The Peace Community arrived to La Resbalosa many years ago. After the 2005 massacre, they began to visit La Resbalosa on a regular basis. There was a lot of fear from the people living there who had their farms in La Resbalosa, working them only when they could enter them, because there were a lot of threats and a lot of disappearances. It was on this farm, La Cabaña, where we are conducting our interview, where the paramilitaries committed the massacre together with the military in 2005.
Before the massacre, there were many members of the Community living in La Resbalosa. Luis Eduardo Guerra and others came before the massacre, and were living on their farms. After the massacre, they returned to the urban area of San José. At that time, A. Bolívar was the humanitarian zone coordinator of La Resbalosa. There were organizational spaces in the villages for local resident. Not all of the participants were from the Peace Community, but they were part of the humanitarian zones – areas where there was a house, a kiosk, where there was also a place to take refuge in case of combat. There was a lot of fighting, clashes between paramilitaries, army and guerrillas. A. Bolívar was killed on his farm in the massacre of La Resbolasa in 2005.
It was years after the massacre that the Community managed to acquire La Cabaña as a collective farm. After the purchase of the farm, the Community maintained a more consistent presence. Today, there are several places in La Resbalosa where there is a presence of community members, as well as several collective spaces.
What spaces are there and what activities are carried out in them?
We have this farm, La Cabaña, which is actually in Cordoba, as we are right on the border between Cordoba and Antioquia. There is also the Villa Nueva farm and the La Roblera farm. With the community on these farms, in particular Villa Nueva, we carry out community work, including planting crops like corn and beans, and we have cattle for subsistence, and to generate income. The Peace Community also has a family living in La Roblera. There are pastures with cattle and corn and bean crops. Here at La Cabaña we also have a cocoa crops, and we plant corn, rice, beans, cassava and the community has planted sugarcane. We also have a room to grind the cane and we produce honey almost every 15 days for families. What we do most every day is grow food. Because we have a lot of animals, we plant enough corn to sustain them.
You talked about creating funds, how does this work?
We have some space on the farms to have some cows that are for the benefit of the entire Peace Community. We call them “funds” because they’re used for emerging things, for example, if someone gets sick, you can sell an animal to cover the costs of the treatment. It is also used to support the farms themselves, for issues of fences, plating of pastures, organizing houses, buying tools, etc. The cattle fund is worked collectively. Between Mulatos and La Resbalosa, we have a fund of cattle that compiles about 17 head of cattle.
What does La Resbalosa mean for the Peace Community today?

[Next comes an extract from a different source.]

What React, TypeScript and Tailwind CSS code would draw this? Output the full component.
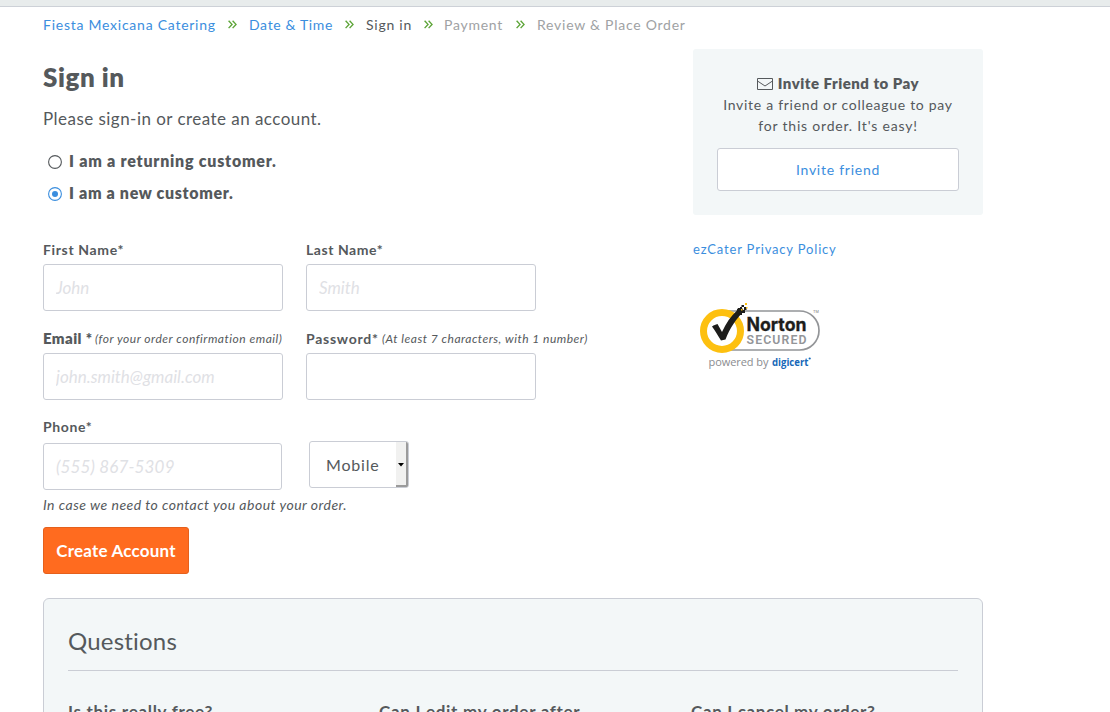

La Resbalosa is a space in which we try not to “lose” our presence. In La Resbalosa we have struggled to maintain the presence of the Peace Community. Beyond our farms, it is a space of remembrance of the 2005 massacre. It is because of this memory that we try to stay. Since it is a village where a lot of food is produced, one of our ideas is to encourage people to use the spaces that the Peace Community has here.

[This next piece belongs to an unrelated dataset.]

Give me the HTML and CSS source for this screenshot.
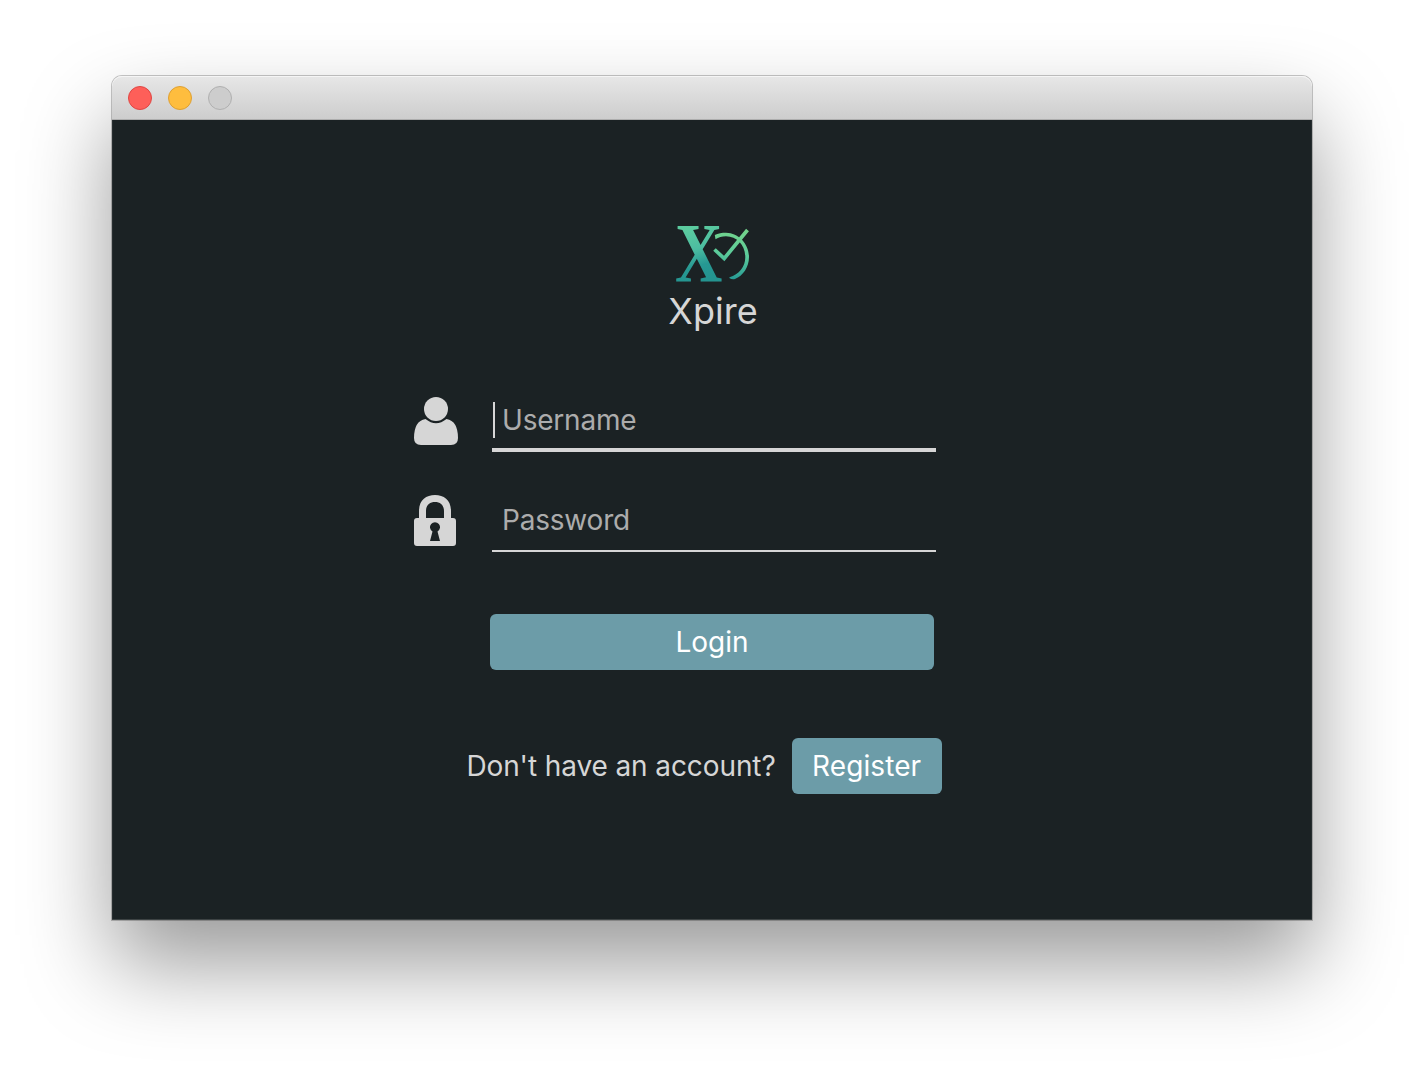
FILE: index.html
```html
<!DOCTYPE html>
<html lang="en">
<head>
<meta charset="utf-8">
<title>Xpire</title>
<link rel="stylesheet" href="styles.css">
</head>
<body>
<main class="window">
  <header class="titlebar">
    <span class="light close"></span>
    <span class="light minimize"></span>
    <span class="light disabled"></span>
  </header>
  <section class="content">
    <svg class="logo" width="76" height="60" viewBox="0 0 76 60" role="img" aria-label="Xpire logo">
      <defs>
        <linearGradient id="letter" gradientUnits="userSpaceOnUse" x1="24" y1="-54" x2="36" y2="-2">
          <stop offset="0" stop-color="#5bcb9f"/>
          <stop offset=".4" stop-color="#4cbda1"/>
          <stop offset=".72" stop-color="#269893"/>
          <stop offset="1" stop-color="#249490"/>
        </linearGradient>
        <linearGradient id="clock" gradientUnits="userSpaceOnUse" x1="64" y1="6" x2="58" y2="54">
          <stop offset="0" stop-color="#72d38c"/>
          <stop offset=".5" stop-color="#5bcb9b"/>
          <stop offset="1" stop-color="#269a94"/>
        </linearGradient>
      </defs>
      <text class="logo-letter" transform="translate(1 57) scale(.79 1.01)" fill="url(#letter)">X</text>
      <path d="M40.800 10C44 8.300 48 7.700 52 7.700C65 8 75 19 75 32C75 42 69 51 61 54Q58 54.800 55.300 53L55.500 52.300C65 49.500 71.300 42 71.300 32.300C71.300 20 63 11.500 52 11.300C48 11.300 44.500 12.300 41.500 14.300Z" fill="url(#clock)"/>
      <path d="M40.500 24.500L50.200 33.500L73.500 5" fill="none" stroke="url(#clock)" stroke-width="3.700"/>
    </svg>
    <h1 class="brand">Xpire</h1>
    <form class="form">
      <div class="row">
        <svg class="icon" width="46" height="52" viewBox="0 0 46 52">
          <circle cx="24" cy="14" r="12"/>
          <path d="M13.500 24Q24 32.500 34.500 24Q46 26 46 43Q46 50 39 50H9Q2 50 2 43Q2 26 13.500 24Z"/>
        </svg>
        <label class="field focused"><i class="caret"></i><input type="text" placeholder="Username"></label>
      </div>
      <div class="row">
        <svg class="icon" width="46" height="54" viewBox="0 0 46 54">
          <path fill-rule="evenodd" d="M2 27Q2 24 5 24H7V17C7 6 14 1 23 1S39 6 39 17V24H41Q44 24 44 27V49Q44 52 41 52H5Q2 52 2 49ZM14 24H32V17C32 11 28 8 23 8S14 11 14 17ZM20.500 37.500L18 47H28L25.500 37.500A5 5 0 1 0 20.500 37.500Z"/>
        </svg>
        <label class="field"><input type="password" placeholder="Password"></label>
      </div>
      <button class="button login" type="button">Login</button>
    </form>
    <div class="signup">
      <span class="question">Don't have an account?</span>
      <button class="button register" type="button">Register</button>
    </div>
  </section>
</main>
</body>
</html>
```
FILE: styles.css
```css
* { box-sizing: border-box; }
body {
  margin: 0;
  height: 1068px;
  padding: 76px 112px 0;
  overflow: hidden;
  background: #fff;
  font-family: Inter, "Liberation Sans", sans-serif;
  font-size: 28px;
  color: #d6d6d6;
}
.window {
  width: 1200px;
  height: 844px;
  border-radius: 10px 10px 0 0;
  box-shadow: 0 0 0 1px rgba(0,0,0,.22), 0 44px 88px rgba(0,0,0,.4);
}
.titlebar {
  height: 44px;
  padding: 0 16px;
  display: flex;
  align-items: center;
  gap: 16px;
  border-radius: 10px 10px 0 0;
  border-bottom: 1px solid #adadad;
  background: linear-gradient(#e7e7e7, #cdcdcd);
  box-shadow: inset 0 1px 0 #f5f5f5;
}
.light { width: 24px; height: 24px; border-radius: 50%; border: 1px solid; }
.close { background: #fe5f59; border-color: #df4744; }
.minimize { background: #febd3e; border-color: #dea033; }
.disabled { background: #cdcdcd; border-color: #b0b0b0; }
.content {
  height: 800px;
  padding-top: 105px;
  display: flex;
  flex-direction: column;
  align-items: center;
  background: #1b2224;
  box-shadow: inset 0 -1px 0 #3d4344, inset 1px 0 0 #262d2f, inset -1px 0 0 #262d2f;
}
.logo { display: block; overflow: visible; }
.logo-letter { font-family: "Liberation Serif", serif; font-weight: 700; font-size: 83px; }
.brand {
  margin: 4px 0 0 2px;
  font-size: 36px;
  line-height: 44px;
  font-weight: 400;
}
.form { width: 524px; margin: 61px 0 0 -76px; }
.row { display: flex; height: 100px; gap: 34px; }
.icon { flex: none; margin-top: 1px; fill: #d6d6d6; }
.row:nth-child(2) .icon { margin-top: 0; }
.field {
  display: flex;
  align-items: center;
  width: 444px;
  flex: none;
  height: 62px;
  margin-top: -4px;
  border-bottom: 2px solid #d6d6d6;
}
.focused { border-bottom-width: 4px; padding-top: 2px; }
.caret { flex: none; width: 2px; height: 36px; margin-left: 1px; margin-right: -3px; background: #d6d6d6; }
input {
  width: 100%;
  padding: 0 10px;
  border: 0;
  outline: 0;
  background: none;
  color: #d6d6d6;
  font: inherit;
  letter-spacing: -.2px;
}
input::placeholder { color: #acacac; opacity: 1; }
.button {
  display: block;
  height: 56px;
  padding: 0;
  border: 0;
  border-radius: 6px;
  background: #6c9ca8;
  color: #fff;
  font: inherit;
}
.login { width: 444px; margin: 20px 0 0 78px; }
.signup { display: flex; align-items: center; gap: 16px; margin: 68px 0 0 -16px; }
.question { letter-spacing: -.1px; }
.register { width: 150px; letter-spacing: .1px; }
```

It is important to remember that, right now, there is a high paramilitary presence in this area. This region -between Córdoba and Antioquia – is very valuable for the Peace Community. We try to cheer each other up. We – those of us living in La Resbalosa and Mulatos, our closest neighbor – try to keep resisting violence and threats, and continue to work the land communally.
What are the current challenges?
The challenge is to try to deal with all these big problems that exist because of the paramilitaries. They don’t allow us to work or to plant crops because we, as a Community of Peace, are threatened. We challenge ourselves to try to survive and to show that the Peace Community will always be here with an alternative proposal. Our goals are to try to maintain this for future generations, to watch these spaces that we are taking care of, because we are trying to preserve them for our children, so that when our children grow up they will want to continue caring for these lands. It is also a goal of ours to convince the government to recognize our collective lands, and to formalize them in the name of the Peace Community. It’s one of our greatest challenges.
What does taking care of farms mean to you?
It means living on them, working them, and planting everything we need for survival. Protecting it is not simply taking care of it so that it is not taken from us, but it is a way of survival, because we need the earth to survive. What we do is inhabit these lands, so that families can survive and have food.
Our farms only take up a small portion of the land here. We have food and some pastures for cattle, but another part of the land is jungle, reserves that the community tries not to damage. We have identified spaces to work and spaces for the reserve and clean waters. We want to leave those spaces alone, to protect them, protect the air, and the animals. Many of these natural spaces are running out in the area and the animals tend to die or to migrate elsewhere, as we have seen recently. Therefore, there are many animals of all kinds in the forests where we are because we try not to harm them. It’s another important goal we have at La Resbalosa: taking care of the forests for the animals, for the water and, in the end, for us – the people – too.